My fourth grader is going to miss “Gold Rush.” I don’t actually know what happens exactly on Gold Rush Day, it seems to be one of those annual events you never forget. The entire fourth grade class travels back 170 years and visits an old Western town during the gold rush. In my head, it’s like he’d be stepping into an episode of Little House on the Prarie. My son started talking about the cowboy hat he’d need to buy sometime last year, when we were still new to the school and he first heard legends of the best day in elementary school.
Then I started thinking about how the sixth graders will miss their last days at the only school some of them have likely ever known.
Then I started thinking about 8th graders who may be scattering to different high schools next year and missing their own seminal events and I got sad for the middle schoolers too.
It kept coming: prom, senior skip day, graduation, that week in college when Spring arrives and quads fill with sunshine and kids and the understanding that the years in between high school and adulting are a gift. I felt bad for all those kids, too.
Then I thought about the kids who decided to skip college to work and make money and maybe a lot of them have lost their jobs and I felt even worse. My gold rush sadness felt small but also heavier under the weight of the collective.
I drifted to the couch and watched The Office. Again. (Still?) An odd salve in these odd days.
This week, the curve kept curving. No one I know personally is infected. Hearing about the hundreds of thousands of sick and dying people in NY feels like hearing about the national debt. I know it’s real but I can’t imagine it. It makes me nervous and I know it affects me but it hasn’t really. I can see charts and graphs and explanations, but what does 100,000 deaths actually look like? It feels as impossible as a trillion dollars.
I watched a video with a tearful nurse talking about living away from her own kids to save strangers, and someone explaining what it’s like to feel like you can’t catch a breath and I reminded myself it wasn’t a documentary about some distant war.
I looked at my kids, and Jim and Dwight, and wondered if maybe I was sinking into the couch — cocooned in a dirty mess of sadness and fear and anger and helplessness and gratitude.
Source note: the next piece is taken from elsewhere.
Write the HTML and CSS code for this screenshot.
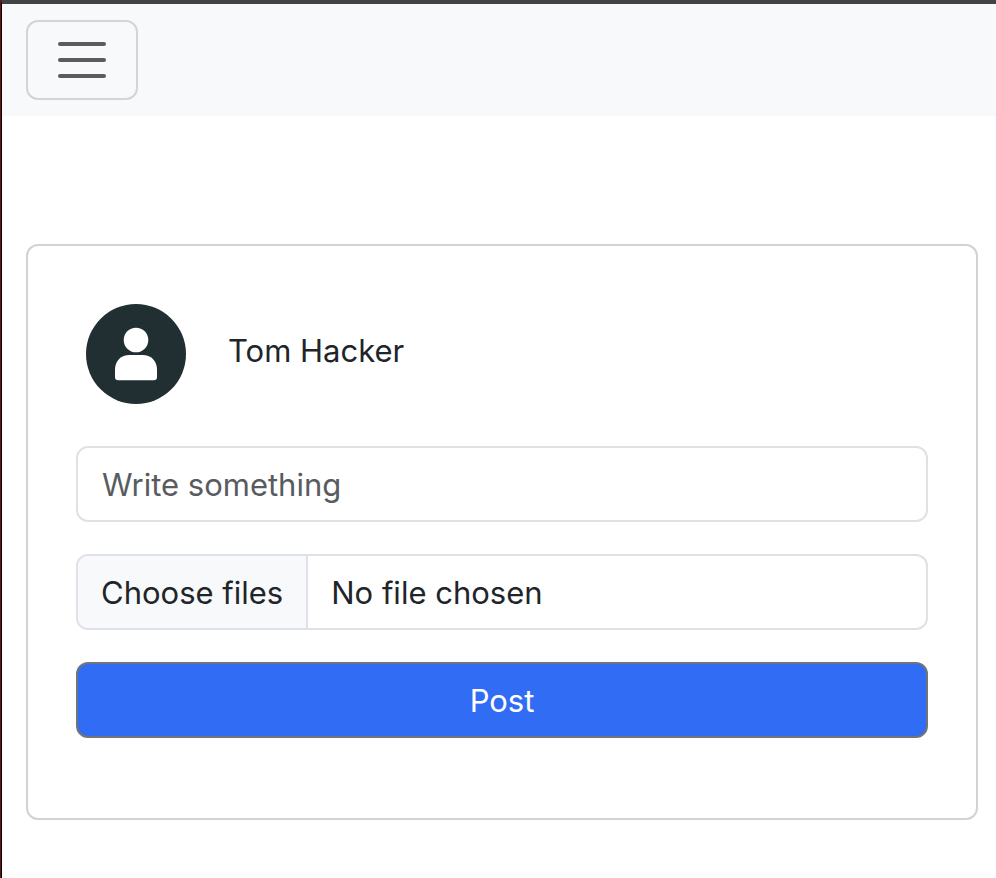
FILE: index.html
```html
<!DOCTYPE html>
<html lang="en">
<head>
<meta charset="utf-8">
<meta name="viewport" content="width=device-width, initial-scale=1">
<title>New post</title>
<link rel="stylesheet" href="styles.css">
</head>
<body>
<div class="page">
  <header class="navbar">
    <button class="navbar-toggler" type="button" aria-label="Toggle navigation">
      <svg class="toggler-icon" viewBox="0 0 60 60" aria-hidden="true">
        <path d="M8 14h44M8 30h44M8 46h44"/>
      </svg>
    </button>
  </header>
  <main class="content">
    <form class="card">
      <div class="author">
        <svg class="avatar" viewBox="0 0 100 100" aria-hidden="true">
          <circle class="avatar-disc" cx="50" cy="50" r="50"/>
          <circle class="avatar-person" cx="50" cy="36" r="12.3"/>
          <path class="avatar-person" d="M29 65.500C29 57 35 51 43.500 51h13C65 51 71 57 71 65.500V73q0 3.300-3.300 3.300H32.300Q29 76.300 29 73z"/>
        </svg>
        <span class="author-name">Tom Hacker</span>
      </div>
      <input class="control" type="text" placeholder="Write something" aria-label="Write something">
      <label class="control file-control">
        <input class="file-input" type="file" multiple>
        <span class="file-button">Choose files</span>
        <span class="file-status">No file chosen</span>
      </label>
      <button class="control submit" type="submit">Post</button>
    </form>
  </main>
</div>
</body>
</html>
```
FILE: styles.css
```css
*,
*::before,
*::after {
  box-sizing: border-box;
}

body {
  margin: 0;
  border-left: 1px solid #6b100b;
  color: #212529;
  background: #fff;
  font-family: Inter, "Liberation Sans", sans-serif;
  font-size: 31px;
  line-height: 48px;
}

.page {
  min-height: 100vh;
  border-top: 4px solid #434344;
  border-left: 1px solid #000;
}

.navbar {
  display: flex;
  padding: 16px 24px;
  background: #f8f9fb;
}

.navbar-toggler {
  display: flex;
  padding: 8px 24px;
  border: 2px solid #d3d4d6;
  border-radius: 12px;
  background: transparent;
}

.toggler-icon {
  width: 60px;
  height: 60px;
  fill: none;
  stroke: #5b5c5e;
  stroke-width: 4;
  stroke-linecap: round;
}

.content {
  padding: 128px 18px 58px 24px;
}

.card {
  display: flex;
  flex-direction: column;
  gap: 32px;
  padding: 48px 48px 80px;
  border: 2px solid #d2d2d2;
  border-radius: 12px;
}

.author {
  display: flex;
  align-items: center;
  gap: 42px;
  padding: 10px;
}

.avatar {
  width: 100px;
  height: 100px;
}

.avatar-disc {
  fill: #222f32;
}

.avatar-person {
  fill: #fff;
}

.author-name {
  padding-bottom: 6px;
}

.control {
  width: 100%;
  height: 76px;
  padding: 12px 24px;
  border: 2px solid #dee2e6;
  border-radius: 12px;
  background: #fff;
  color: inherit;
  font: inherit;
}

.control::placeholder {
  color: #595c5f;
  opacity: 1;
}

.file-control {
  display: flex;
  padding: 0;
  overflow: hidden;
}

.file-input {
  position: absolute;
  width: 1px;
  height: 1px;
  opacity: 0;
}

.file-button,
.file-status {
  padding: 13px 23px 11px;
}

.file-button {
  border-right: 2px solid #dee2e6;
  background: #f8f9fb;
}

.submit {
  padding: 13px 24px 11px;
  border-color: #6f757b;
  background: #316cf4;
  color: #fff;
}
```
I slept restlessly. I woke up restless.
My parents live 3000 miles away and I can’t check on them like I wish I could. But in 5 minutes, I was able to contact one of their favorite local restaurants and arrange dinner for them. It was a small, simple thing but made me feel better.
Even 5 years ago, I wouldn’t have been able to do that as easily. Five months ago, I wouldn’t have thought to do it. Five months from now, I hope I still will.
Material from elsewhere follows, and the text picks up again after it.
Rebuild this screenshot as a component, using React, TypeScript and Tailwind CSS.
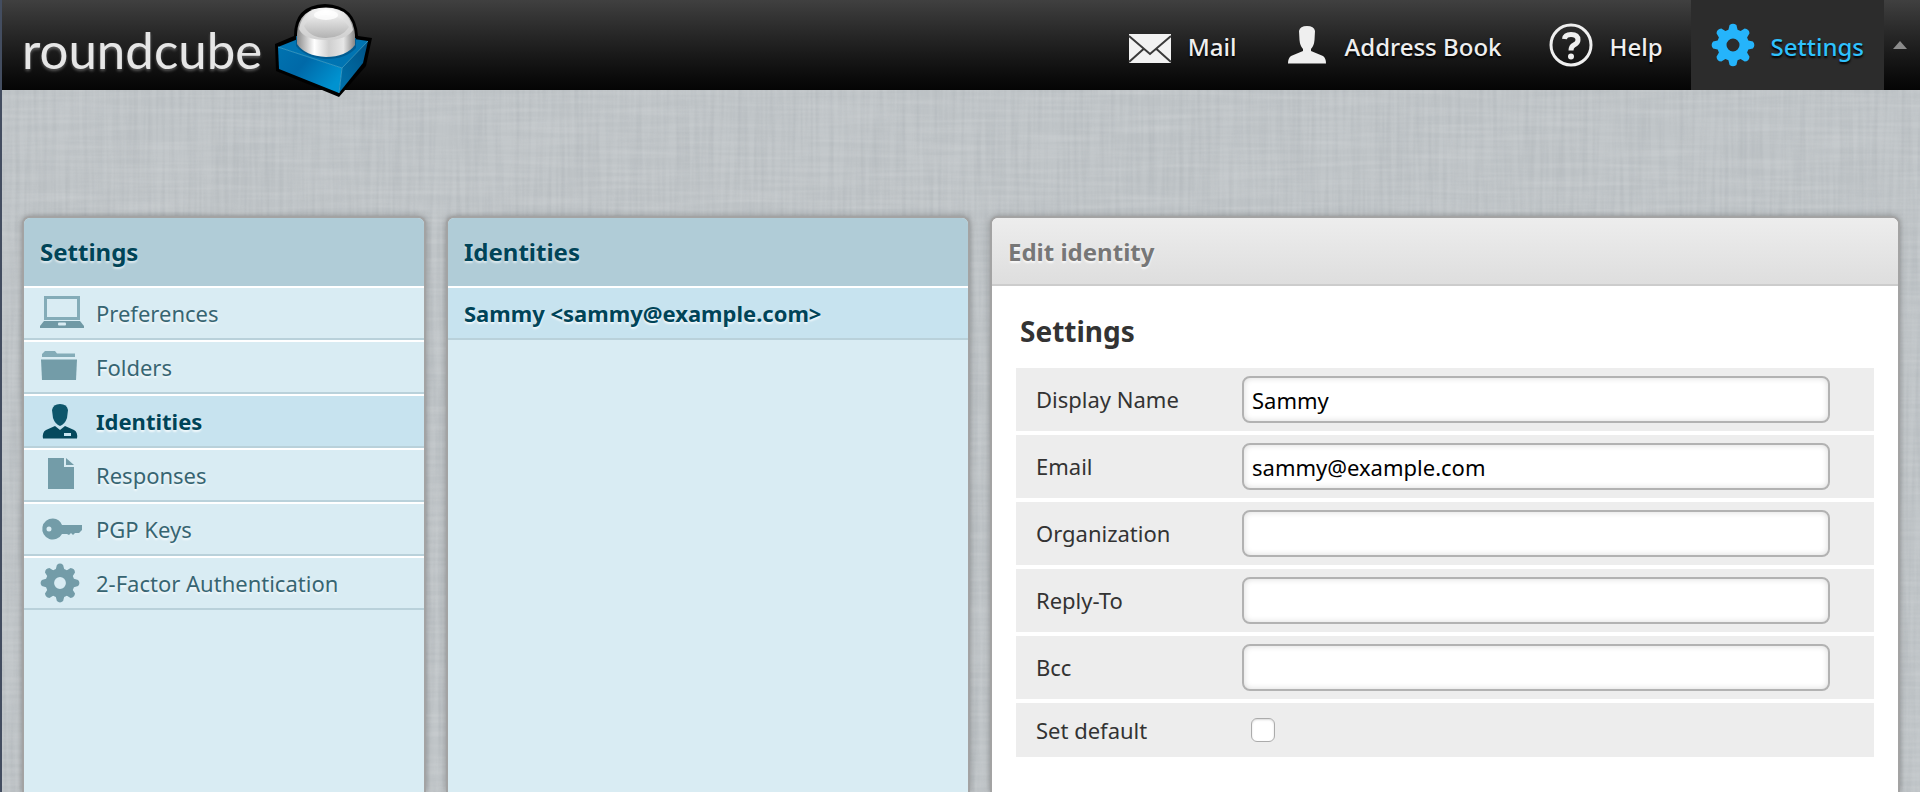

Small simple actions are the only way to lift some of the weight.
The kids and I have been taking daily bike rides. PC (Pre-Covid. I’m so tired of that word.), we would stick mostly to our neighborhood. The neighborhoods behind us are up a giant hill and the neighborhoods in front of us are cut off by a very busy road. But now, DC (during COVID), we’ve successfully crossed that road and it somehow feels less dangerous. I’m not sure if this is because we’re more careful or more determined but it has literally opened up new avenues for us. We call these rides across the busy street “epic bike rides.”
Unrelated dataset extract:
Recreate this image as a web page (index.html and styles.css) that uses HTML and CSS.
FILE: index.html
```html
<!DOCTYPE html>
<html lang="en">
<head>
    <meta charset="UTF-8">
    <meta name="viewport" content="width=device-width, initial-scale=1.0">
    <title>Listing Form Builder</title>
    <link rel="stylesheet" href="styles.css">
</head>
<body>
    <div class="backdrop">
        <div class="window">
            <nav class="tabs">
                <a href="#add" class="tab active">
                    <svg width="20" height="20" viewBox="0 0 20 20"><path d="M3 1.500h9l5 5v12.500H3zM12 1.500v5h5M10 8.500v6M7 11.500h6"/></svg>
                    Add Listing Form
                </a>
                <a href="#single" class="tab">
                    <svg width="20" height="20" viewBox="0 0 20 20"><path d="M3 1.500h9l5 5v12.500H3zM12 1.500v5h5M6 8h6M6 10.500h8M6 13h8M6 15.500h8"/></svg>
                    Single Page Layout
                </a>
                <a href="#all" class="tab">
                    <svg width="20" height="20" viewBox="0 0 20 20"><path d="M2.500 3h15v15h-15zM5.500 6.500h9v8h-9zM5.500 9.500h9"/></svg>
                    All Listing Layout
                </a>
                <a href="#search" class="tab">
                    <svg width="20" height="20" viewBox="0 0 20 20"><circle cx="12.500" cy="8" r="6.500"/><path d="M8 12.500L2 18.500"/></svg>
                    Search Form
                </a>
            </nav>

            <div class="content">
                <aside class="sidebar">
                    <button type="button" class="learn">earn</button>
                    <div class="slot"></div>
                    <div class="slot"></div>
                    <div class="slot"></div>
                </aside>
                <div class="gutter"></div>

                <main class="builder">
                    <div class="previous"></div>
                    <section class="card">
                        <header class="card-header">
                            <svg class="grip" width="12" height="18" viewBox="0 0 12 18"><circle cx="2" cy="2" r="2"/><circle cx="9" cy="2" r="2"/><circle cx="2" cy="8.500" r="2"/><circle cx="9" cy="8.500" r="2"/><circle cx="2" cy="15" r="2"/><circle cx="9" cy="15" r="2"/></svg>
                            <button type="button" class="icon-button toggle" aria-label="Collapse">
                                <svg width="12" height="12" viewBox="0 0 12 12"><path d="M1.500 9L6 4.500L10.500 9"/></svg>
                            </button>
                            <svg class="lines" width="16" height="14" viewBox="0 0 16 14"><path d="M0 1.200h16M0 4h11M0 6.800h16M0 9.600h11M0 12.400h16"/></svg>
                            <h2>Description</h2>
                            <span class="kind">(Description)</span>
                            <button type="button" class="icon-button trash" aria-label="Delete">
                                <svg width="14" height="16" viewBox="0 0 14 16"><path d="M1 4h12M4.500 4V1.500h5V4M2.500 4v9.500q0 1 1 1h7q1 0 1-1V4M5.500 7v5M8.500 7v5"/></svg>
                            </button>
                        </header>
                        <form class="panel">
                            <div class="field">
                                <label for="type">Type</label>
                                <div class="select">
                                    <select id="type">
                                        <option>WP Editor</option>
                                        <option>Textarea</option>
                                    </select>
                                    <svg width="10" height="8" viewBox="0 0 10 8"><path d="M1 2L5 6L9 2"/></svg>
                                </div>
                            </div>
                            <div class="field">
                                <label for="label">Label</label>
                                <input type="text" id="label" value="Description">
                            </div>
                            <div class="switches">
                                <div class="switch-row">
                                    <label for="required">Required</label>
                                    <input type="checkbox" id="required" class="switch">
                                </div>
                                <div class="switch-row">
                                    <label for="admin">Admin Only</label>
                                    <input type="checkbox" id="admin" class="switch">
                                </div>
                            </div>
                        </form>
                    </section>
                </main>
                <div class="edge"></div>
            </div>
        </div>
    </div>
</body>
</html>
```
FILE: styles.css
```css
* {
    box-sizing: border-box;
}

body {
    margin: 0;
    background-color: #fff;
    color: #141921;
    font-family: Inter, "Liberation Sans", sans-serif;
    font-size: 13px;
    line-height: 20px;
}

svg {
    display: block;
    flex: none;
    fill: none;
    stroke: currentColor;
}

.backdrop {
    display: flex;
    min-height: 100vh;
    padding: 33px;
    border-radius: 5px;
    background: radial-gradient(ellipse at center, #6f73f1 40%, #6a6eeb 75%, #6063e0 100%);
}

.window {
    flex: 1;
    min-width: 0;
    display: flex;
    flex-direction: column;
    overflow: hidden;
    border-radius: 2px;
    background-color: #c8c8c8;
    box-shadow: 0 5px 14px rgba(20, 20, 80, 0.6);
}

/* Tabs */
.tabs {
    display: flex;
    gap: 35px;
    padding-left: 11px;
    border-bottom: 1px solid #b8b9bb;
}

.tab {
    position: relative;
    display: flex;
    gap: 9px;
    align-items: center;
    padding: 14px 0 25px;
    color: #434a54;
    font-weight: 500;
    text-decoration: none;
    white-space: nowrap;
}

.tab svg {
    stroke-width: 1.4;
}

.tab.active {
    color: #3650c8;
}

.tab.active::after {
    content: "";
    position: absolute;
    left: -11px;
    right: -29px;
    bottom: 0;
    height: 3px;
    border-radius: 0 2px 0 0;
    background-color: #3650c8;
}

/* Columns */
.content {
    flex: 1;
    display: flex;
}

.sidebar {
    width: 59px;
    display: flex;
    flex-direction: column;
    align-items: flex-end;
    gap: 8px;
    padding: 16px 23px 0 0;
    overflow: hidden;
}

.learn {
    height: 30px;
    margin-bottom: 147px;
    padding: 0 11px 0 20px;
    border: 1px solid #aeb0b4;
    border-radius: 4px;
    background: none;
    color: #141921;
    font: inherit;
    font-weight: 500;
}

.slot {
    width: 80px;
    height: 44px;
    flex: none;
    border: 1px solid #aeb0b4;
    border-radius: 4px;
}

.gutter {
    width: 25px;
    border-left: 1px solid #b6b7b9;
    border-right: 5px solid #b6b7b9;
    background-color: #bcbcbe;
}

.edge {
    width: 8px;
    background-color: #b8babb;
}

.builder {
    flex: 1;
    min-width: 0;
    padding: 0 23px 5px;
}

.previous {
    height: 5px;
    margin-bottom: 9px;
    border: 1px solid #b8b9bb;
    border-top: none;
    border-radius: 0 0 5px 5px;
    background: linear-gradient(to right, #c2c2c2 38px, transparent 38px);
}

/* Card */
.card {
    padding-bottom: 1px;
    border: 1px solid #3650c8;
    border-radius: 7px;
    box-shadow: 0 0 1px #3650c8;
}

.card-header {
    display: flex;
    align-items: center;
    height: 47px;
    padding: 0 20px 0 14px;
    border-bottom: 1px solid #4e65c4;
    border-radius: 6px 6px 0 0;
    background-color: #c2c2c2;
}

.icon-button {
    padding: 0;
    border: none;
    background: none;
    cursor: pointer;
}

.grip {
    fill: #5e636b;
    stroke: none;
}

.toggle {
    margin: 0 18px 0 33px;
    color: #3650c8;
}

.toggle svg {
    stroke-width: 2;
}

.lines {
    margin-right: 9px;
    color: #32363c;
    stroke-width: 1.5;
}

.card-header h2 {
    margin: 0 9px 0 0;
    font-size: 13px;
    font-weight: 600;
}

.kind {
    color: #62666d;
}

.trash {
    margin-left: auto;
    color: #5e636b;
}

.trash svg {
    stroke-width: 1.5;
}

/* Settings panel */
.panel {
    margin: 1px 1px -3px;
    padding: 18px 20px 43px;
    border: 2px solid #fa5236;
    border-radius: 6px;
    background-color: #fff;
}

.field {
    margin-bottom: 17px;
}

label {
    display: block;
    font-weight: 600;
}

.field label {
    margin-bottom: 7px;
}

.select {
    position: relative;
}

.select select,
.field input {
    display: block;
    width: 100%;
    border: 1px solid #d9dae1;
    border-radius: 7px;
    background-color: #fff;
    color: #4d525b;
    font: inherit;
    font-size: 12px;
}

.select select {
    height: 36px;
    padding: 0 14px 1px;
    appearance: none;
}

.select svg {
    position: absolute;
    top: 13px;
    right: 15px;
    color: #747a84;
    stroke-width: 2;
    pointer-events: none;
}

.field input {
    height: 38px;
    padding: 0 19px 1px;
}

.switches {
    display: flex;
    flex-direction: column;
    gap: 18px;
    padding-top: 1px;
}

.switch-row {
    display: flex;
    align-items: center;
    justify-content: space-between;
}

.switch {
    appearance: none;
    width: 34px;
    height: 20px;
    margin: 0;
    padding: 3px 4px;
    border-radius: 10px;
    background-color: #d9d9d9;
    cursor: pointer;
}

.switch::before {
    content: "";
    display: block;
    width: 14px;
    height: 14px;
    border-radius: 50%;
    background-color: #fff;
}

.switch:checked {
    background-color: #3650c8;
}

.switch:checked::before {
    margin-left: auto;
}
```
Our epic rides are making my son’s legs stronger. I watch him go farther, faster every day. Like so many other points of change (whether invited or not), this is a period of transformation if we allow it to be.
I’ve read that caterpillars digest themselves during crystallis. The furry insect that inches along turns into a literal mush before emerging into a beauty that can fly. It sounds painful and gross but also kind of magical.
I’ve been increasingly annoyed at the constant references to our “new normal.” Maybe it’s not just because accepting this as normal feels so apocalyptic but because it’s not true. This isn’t a new normal, it’s just a new phase. We’re cocooning.
While cocooning may be painful and difficult and isolating and scary, it’s also a promise.
All the sadness and anger and gratitude and helplessness and confusion may be turning me to mush, but I have a say in how I let it change me. For once since this has started, I’m looking for just a little more time to figure out exactly what I want to do differently.
Today, I’ll start with another small, simple action.